Everything You Ever Wanted To Know About Magnets
Magnets are objects made from materials that are capable of stimulating magnetic reactions. Such reactions are created with the presence of a magnetic field. Examples of these materials are copper, iron, and steel.
The atoms of magnetic materials are arranged in units called domains. A domain is actually a set of numerous atoms that act like a small magnet. If the domains are placed against a strong magnetic field, they are made to move the way the magnetic field does. These domains tend to pull each other together, aligning themselves to become a strong magnet.
The concept of magnetism was first explored by a scientist named William Gilbert. He was the first one to realize that the planet earth is indeed a large magnet. He was also able to discover that magnets can be formed by using twisted iron. After him, a scientist named Hans Christian proved that there is indeed a relationship between electricity and magnetism.

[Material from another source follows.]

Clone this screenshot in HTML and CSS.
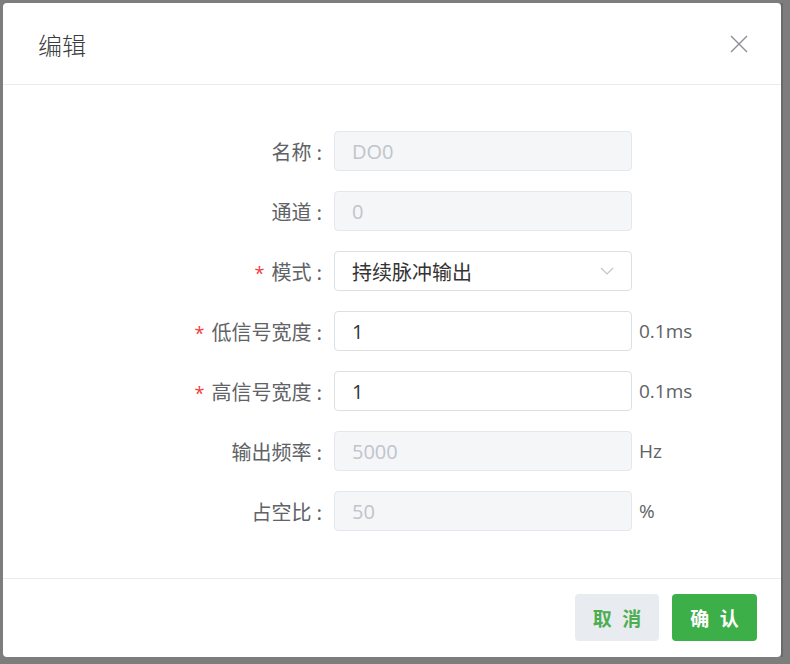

There are basically three types of magnets: temporary magnets, permanent magnets, and electromagnets. Temporary magnets are those materials that elicit magnetic reactions when placed in even weak magnetic fields. However, these materials lose such reactions once the magnetic field is removed. Examples of these materials are Permalloy and soft iron. Permanent magnets, on the other hand, are those that exhibit magnetic properties even without the presence of magnetic fields. Examples are ferrites and alnico.
Meanwhile, electromagnets are built when large magnets are required to perform certain tasks. These magnets are made by placing a metal core inside a coil of wire that carries an electric current.
Today, magnets are used in several kinds of equipment, such as electric motors and generators. Temporary magnets, meanwhile, are used in telephones and televisions. Electromagnets are used in large vehicles like the Maglev train. This type of train operates without wheels. It moves by using a magnetic reaction between the track and the lower portion of the train.